**Your goal**: Copy exactly the lines from the start of the data below through the one that carries "header ---------- */", and only those.
--- start Recorded data ---
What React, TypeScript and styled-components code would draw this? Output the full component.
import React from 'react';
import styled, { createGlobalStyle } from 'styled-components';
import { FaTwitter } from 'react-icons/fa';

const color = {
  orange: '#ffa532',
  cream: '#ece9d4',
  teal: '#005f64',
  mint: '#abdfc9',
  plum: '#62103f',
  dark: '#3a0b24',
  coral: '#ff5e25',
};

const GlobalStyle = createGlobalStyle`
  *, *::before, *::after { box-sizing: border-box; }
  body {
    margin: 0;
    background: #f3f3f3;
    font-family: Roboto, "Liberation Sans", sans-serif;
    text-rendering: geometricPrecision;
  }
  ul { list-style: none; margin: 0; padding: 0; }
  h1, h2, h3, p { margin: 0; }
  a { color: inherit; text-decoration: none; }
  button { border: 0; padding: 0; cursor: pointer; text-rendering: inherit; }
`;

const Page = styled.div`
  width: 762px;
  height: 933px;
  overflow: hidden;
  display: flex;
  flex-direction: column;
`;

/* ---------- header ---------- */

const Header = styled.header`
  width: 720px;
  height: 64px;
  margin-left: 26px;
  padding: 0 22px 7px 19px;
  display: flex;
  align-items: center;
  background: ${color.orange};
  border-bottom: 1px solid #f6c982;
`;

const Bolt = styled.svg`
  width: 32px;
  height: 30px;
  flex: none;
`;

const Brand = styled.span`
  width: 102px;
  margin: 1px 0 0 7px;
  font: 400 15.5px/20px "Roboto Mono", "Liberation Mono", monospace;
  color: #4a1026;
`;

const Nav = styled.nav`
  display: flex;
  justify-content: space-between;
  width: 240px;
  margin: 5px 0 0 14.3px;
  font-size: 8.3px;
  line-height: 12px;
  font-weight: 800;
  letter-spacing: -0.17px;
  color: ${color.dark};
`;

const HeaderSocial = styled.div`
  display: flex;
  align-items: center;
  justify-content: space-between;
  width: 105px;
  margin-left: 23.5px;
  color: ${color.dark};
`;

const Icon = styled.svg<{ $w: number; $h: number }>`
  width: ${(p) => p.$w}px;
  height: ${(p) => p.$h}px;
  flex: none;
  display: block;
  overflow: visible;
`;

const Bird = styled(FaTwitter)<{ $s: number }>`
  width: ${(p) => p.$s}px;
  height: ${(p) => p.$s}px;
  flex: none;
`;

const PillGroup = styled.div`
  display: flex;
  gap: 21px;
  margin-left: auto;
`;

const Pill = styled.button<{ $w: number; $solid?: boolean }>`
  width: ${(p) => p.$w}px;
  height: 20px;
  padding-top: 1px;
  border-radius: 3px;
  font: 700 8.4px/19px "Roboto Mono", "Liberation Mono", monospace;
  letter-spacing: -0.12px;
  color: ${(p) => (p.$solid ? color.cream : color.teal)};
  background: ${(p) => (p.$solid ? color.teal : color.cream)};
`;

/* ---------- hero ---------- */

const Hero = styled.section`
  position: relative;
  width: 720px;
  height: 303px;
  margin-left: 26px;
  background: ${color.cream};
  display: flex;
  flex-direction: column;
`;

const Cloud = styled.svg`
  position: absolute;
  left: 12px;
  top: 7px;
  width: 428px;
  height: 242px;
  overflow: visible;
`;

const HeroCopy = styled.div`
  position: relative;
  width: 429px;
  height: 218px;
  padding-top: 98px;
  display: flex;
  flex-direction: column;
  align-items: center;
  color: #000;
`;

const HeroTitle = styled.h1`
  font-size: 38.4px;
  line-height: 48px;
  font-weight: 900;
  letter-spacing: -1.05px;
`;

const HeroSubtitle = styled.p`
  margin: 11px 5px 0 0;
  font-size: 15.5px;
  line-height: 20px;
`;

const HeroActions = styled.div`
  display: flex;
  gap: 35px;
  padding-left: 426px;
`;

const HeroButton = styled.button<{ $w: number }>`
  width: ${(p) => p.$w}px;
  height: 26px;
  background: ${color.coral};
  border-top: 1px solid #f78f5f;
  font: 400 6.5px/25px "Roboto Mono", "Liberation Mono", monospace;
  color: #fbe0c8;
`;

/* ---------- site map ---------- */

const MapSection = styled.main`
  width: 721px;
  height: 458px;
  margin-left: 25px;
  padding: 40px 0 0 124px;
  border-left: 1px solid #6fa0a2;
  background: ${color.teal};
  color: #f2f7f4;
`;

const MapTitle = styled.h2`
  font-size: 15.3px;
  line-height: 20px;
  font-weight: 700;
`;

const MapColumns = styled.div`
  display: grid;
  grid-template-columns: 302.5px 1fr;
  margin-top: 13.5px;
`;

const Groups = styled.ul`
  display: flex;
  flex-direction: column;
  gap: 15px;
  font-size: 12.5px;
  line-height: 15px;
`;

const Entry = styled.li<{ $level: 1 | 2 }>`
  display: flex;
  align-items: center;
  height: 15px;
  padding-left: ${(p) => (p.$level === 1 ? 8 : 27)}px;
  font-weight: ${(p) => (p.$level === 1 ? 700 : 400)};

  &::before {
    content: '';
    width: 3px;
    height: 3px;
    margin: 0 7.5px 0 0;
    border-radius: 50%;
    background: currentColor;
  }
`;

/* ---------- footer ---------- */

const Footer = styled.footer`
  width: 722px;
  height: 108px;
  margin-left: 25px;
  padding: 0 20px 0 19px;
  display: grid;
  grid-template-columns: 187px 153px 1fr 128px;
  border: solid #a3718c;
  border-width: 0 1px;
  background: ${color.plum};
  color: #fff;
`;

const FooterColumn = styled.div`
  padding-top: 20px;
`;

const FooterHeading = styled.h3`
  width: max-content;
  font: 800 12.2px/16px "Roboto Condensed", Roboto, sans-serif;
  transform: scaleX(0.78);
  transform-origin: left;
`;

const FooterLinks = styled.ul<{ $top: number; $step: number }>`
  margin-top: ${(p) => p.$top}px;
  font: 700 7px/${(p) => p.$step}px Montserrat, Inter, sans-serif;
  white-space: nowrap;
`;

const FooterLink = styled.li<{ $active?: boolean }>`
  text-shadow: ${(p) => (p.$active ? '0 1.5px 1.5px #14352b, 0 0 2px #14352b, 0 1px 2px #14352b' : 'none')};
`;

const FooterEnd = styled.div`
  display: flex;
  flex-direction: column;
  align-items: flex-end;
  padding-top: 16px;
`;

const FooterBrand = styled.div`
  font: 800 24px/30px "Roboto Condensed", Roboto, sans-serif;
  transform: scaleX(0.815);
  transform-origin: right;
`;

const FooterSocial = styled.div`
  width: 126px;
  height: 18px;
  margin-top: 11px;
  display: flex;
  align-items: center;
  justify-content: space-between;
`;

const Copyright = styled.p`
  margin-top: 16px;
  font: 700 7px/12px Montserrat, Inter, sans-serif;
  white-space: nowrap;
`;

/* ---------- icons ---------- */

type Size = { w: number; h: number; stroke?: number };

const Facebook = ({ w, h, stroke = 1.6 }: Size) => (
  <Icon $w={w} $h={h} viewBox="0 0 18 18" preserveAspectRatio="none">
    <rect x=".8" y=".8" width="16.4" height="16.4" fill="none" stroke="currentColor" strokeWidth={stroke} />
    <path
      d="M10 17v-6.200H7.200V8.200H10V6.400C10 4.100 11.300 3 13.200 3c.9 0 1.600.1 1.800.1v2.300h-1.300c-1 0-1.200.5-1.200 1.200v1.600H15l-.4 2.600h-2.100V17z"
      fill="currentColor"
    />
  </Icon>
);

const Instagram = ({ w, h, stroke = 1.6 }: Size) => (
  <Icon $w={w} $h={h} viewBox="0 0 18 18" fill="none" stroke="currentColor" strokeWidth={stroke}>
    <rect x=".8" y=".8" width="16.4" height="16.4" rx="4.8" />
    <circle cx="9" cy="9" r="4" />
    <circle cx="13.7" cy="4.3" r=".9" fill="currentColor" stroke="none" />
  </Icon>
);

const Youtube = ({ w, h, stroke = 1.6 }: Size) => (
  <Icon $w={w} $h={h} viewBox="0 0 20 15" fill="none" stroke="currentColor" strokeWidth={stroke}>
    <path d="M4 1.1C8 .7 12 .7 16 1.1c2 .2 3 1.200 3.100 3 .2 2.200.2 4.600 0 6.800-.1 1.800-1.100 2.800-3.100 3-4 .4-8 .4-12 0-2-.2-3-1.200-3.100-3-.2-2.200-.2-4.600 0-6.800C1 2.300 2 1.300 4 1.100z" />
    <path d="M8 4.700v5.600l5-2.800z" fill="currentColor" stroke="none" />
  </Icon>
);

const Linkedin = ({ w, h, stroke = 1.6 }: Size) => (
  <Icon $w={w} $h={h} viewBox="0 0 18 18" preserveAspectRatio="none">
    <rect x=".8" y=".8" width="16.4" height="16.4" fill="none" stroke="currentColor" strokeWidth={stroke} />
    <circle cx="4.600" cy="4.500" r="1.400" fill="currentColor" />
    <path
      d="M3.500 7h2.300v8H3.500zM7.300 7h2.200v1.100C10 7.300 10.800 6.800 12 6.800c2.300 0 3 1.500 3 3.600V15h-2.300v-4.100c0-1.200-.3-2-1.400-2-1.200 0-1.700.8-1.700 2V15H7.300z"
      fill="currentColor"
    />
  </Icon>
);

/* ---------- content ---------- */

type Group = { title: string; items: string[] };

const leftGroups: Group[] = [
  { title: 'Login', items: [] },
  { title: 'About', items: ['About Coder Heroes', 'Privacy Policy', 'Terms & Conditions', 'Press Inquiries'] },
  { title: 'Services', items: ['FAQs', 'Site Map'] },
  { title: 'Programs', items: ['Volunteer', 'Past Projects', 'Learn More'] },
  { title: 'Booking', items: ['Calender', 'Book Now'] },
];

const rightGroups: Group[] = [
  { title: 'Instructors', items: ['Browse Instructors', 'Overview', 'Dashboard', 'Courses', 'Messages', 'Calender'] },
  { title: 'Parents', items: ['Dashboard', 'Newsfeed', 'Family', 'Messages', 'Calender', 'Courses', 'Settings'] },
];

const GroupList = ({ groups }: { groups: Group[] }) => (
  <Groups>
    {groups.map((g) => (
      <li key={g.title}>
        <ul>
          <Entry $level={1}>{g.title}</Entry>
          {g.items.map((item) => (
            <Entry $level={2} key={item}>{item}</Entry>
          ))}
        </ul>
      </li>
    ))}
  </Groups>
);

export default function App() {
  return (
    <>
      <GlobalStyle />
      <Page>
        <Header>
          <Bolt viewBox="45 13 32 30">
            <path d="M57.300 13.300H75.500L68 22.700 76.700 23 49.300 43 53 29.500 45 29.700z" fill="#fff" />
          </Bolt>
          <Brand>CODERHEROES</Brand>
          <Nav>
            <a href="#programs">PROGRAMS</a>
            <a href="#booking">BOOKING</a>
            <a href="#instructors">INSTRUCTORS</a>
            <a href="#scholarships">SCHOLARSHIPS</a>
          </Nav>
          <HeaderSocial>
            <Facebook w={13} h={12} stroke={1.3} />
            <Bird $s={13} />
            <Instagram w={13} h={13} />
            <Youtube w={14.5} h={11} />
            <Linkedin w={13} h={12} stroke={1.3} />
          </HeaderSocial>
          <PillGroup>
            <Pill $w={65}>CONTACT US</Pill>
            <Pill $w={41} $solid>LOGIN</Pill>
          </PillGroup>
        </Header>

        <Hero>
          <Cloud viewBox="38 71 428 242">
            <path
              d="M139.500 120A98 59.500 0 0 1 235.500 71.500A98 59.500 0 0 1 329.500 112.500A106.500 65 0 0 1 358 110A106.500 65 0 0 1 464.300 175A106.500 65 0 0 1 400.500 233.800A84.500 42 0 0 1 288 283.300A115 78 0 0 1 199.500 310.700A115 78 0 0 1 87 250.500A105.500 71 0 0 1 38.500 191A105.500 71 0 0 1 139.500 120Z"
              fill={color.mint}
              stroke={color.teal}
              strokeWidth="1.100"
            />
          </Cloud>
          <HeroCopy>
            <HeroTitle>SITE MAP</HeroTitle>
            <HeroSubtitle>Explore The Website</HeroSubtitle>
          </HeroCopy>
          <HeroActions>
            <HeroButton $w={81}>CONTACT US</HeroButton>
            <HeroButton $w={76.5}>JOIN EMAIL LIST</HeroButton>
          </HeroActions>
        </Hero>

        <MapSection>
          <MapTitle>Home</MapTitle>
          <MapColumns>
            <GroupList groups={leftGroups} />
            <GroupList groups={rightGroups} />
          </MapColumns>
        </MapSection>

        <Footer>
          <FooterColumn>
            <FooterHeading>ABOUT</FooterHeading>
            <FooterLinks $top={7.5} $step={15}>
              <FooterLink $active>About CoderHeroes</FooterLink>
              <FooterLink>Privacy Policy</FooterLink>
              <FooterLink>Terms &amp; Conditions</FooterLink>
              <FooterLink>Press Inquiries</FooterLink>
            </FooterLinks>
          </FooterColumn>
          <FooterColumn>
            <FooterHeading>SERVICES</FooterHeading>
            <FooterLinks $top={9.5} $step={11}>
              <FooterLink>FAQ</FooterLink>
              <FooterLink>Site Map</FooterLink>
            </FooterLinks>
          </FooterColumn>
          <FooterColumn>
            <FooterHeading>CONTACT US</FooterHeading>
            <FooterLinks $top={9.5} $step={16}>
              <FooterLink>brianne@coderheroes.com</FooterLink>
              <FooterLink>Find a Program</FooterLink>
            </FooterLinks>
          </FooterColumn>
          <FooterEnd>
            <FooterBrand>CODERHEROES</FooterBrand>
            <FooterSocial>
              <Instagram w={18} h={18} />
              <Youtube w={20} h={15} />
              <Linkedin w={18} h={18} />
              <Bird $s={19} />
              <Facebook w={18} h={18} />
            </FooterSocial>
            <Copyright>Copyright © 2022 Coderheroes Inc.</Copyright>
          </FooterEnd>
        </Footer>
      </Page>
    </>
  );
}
--- end Recorded data ---
**Response to the task**:
What React, TypeScript and styled-components code would draw this? Output the full component.
import React from 'react';
import styled, { createGlobalStyle } from 'styled-components';
import { FaTwitter } from 'react-icons/fa';

const color = {
  orange: '#ffa532',
  cream: '#ece9d4',
  teal: '#005f64',
  mint: '#abdfc9',
  plum: '#62103f',
  dark: '#3a0b24',
  coral: '#ff5e25',
};

const GlobalStyle = createGlobalStyle`
  *, *::before, *::after { box-sizing: border-box; }
  body {
    margin: 0;
    background: #f3f3f3;
    font-family: Roboto, "Liberation Sans", sans-serif;
    text-rendering: geometricPrecision;
  }
  ul { list-style: none; margin: 0; padding: 0; }
  h1, h2, h3, p { margin: 0; }
  a { color: inherit; text-decoration: none; }
  button { border: 0; padding: 0; cursor: pointer; text-rendering: inherit; }
`;

const Page = styled.div`
  width: 762px;
  height: 933px;
  overflow: hidden;
  display: flex;
  flex-direction: column;
`;

/* ---------- header ---------- */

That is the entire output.